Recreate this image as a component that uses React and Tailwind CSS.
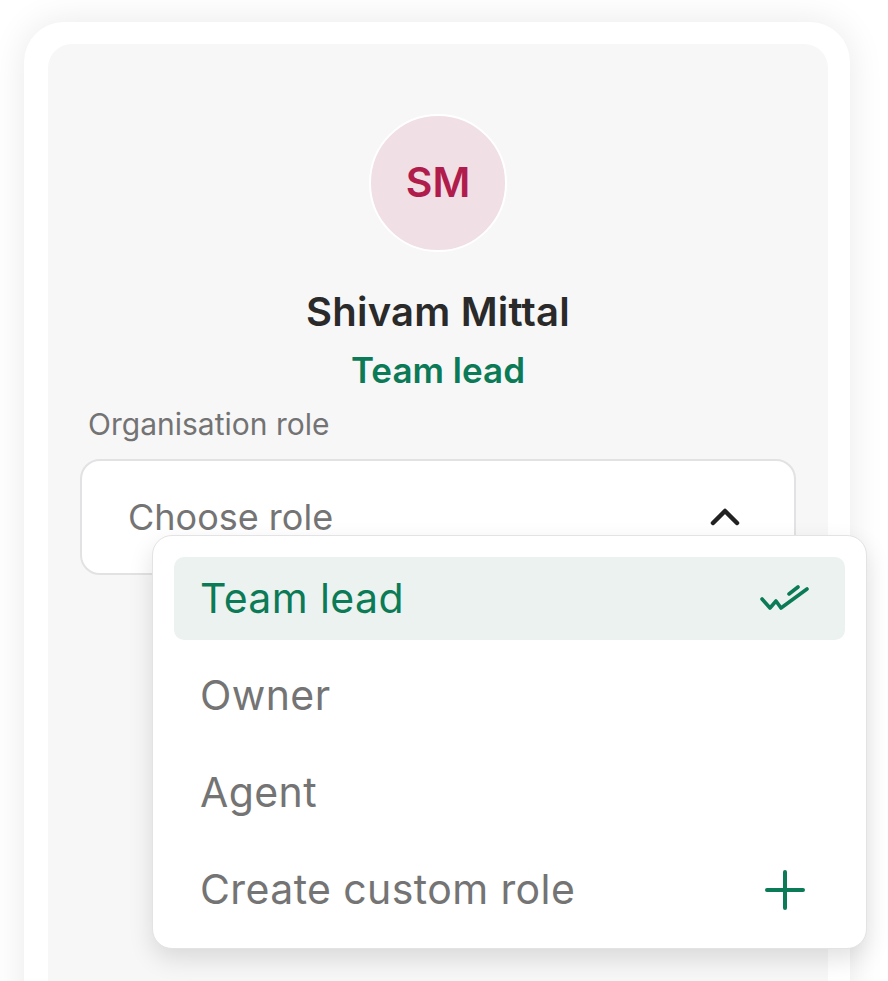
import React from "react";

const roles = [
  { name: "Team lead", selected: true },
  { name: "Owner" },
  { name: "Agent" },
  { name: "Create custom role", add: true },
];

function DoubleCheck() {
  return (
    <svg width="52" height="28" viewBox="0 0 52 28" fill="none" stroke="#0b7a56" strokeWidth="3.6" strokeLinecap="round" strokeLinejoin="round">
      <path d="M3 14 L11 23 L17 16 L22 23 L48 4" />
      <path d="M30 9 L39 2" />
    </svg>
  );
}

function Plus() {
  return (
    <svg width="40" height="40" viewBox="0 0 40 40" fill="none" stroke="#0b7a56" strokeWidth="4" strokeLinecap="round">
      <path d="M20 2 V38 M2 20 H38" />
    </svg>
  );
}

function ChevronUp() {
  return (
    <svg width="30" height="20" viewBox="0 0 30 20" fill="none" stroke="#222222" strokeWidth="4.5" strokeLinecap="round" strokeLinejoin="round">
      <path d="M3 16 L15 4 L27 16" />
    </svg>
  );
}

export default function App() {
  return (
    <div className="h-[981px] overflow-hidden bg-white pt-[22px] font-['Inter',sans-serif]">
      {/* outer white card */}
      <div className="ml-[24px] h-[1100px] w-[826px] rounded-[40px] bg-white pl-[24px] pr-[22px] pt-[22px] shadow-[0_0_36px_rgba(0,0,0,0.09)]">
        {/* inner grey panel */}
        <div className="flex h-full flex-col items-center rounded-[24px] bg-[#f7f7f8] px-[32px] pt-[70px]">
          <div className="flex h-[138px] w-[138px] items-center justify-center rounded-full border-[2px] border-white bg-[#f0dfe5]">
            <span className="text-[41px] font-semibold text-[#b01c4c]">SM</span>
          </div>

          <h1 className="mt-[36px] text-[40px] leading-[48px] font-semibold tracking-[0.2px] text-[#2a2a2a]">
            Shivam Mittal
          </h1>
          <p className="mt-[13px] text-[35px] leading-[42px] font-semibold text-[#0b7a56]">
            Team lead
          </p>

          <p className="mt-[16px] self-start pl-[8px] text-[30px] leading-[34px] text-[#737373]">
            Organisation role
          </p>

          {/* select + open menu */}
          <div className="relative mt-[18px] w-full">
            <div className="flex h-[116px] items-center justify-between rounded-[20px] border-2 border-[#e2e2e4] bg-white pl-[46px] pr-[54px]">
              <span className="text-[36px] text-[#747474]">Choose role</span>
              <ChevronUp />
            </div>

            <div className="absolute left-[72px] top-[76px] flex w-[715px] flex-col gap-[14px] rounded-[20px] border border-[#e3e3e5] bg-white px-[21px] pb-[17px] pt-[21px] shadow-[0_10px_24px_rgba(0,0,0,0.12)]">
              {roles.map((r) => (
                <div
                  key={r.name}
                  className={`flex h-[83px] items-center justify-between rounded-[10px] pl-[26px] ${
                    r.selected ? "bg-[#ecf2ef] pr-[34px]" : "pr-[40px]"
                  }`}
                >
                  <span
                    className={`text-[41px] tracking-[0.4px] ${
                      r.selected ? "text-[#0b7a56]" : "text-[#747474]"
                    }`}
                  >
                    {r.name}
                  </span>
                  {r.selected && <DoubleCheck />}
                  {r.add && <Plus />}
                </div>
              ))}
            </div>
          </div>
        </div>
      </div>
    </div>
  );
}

__________________________________________________

> [Task to complete] Give the material again exactly as it is, but keep the pictures out.

> [Solution to this problem]
Recreate this image as a component that uses React and Tailwind CSS.
import React from "react";

const roles = [
  { name: "Team lead", selected: true },
  { name: "Owner" },
  { name: "Agent" },
  { name: "Create custom role", add: true },
];

function DoubleCheck() {
  return (
    <svg width="52" height="28" viewBox="0 0 52 28" fill="none" stroke="#0b7a56" strokeWidth="3.6" strokeLinecap="round" strokeLinejoin="round">
      <path d="M3 14 L11 23 L17 16 L22 23 L48 4" />
      <path d="M30 9 L39 2" />
    </svg>
  );
}

function Plus() {
  return (
    <svg width="40" height="40" viewBox="0 0 40 40" fill="none" stroke="#0b7a56" strokeWidth="4" strokeLinecap="round">
      <path d="M20 2 V38 M2 20 H38" />
    </svg>
  );
}

function ChevronUp() {
  return (
    <svg width="30" height="20" viewBox="0 0 30 20" fill="none" stroke="#222222" strokeWidth="4.5" strokeLinecap="round" strokeLinejoin="round">
      <path d="M3 16 L15 4 L27 16" />
    </svg>
  );
}

export default function App() {
  return (
    <div className="h-[981px] overflow-hidden bg-white pt-[22px] font-['Inter',sans-serif]">
      {/* outer white card */}
      <div className="ml-[24px] h-[1100px] w-[826px] rounded-[40px] bg-white pl-[24px] pr-[22px] pt-[22px] shadow-[0_0_36px_rgba(0,0,0,0.09)]">
        {/* inner grey panel */}
        <div className="flex h-full flex-col items-center rounded-[24px] bg-[#f7f7f8] px-[32px] pt-[70px]">
          <div className="flex h-[138px] w-[138px] items-center justify-center rounded-full border-[2px] border-white bg-[#f0dfe5]">
            <span className="text-[41px] font-semibold text-[#b01c4c]">SM</span>
          </div>

          <h1 className="mt-[36px] text-[40px] leading-[48px] font-semibold tracking-[0.2px] text-[#2a2a2a]">
            Shivam Mittal
          </h1>
          <p className="mt-[13px] text-[35px] leading-[42px] font-semibold text-[#0b7a56]">
            Team lead
          </p>

          <p className="mt-[16px] self-start pl-[8px] text-[30px] leading-[34px] text-[#737373]">
            Organisation role
          </p>

          {/* select + open menu */}
          <div className="relative mt-[18px] w-full">
            <div className="flex h-[116px] items-center justify-between rounded-[20px] border-2 border-[#e2e2e4] bg-white pl-[46px] pr-[54px]">
              <span className="text-[36px] text-[#747474]">Choose role</span>
              <ChevronUp />
            </div>

            <div className="absolute left-[72px] top-[76px] flex w-[715px] flex-col gap-[14px] rounded-[20px] border border-[#e3e3e5] bg-white px-[21px] pb-[17px] pt-[21px] shadow-[0_10px_24px_rgba(0,0,0,0.12)]">
              {roles.map((r) => (
                <div
                  key={r.name}
                  className={`flex h-[83px] items-center justify-between rounded-[10px] pl-[26px] ${
                    r.selected ? "bg-[#ecf2ef] pr-[34px]" : "pr-[40px]"
                  }`}
                >
                  <span
                    className={`text-[41px] tracking-[0.4px] ${
                      r.selected ? "text-[#0b7a56]" : "text-[#747474]"
                    }`}
                  >
                    {r.name}
                  </span>
                  {r.selected && <DoubleCheck />}
                  {r.add && <Plus />}
                </div>
              ))}
            </div>
          </div>
        </div>
      </div>
    </div>
  );
}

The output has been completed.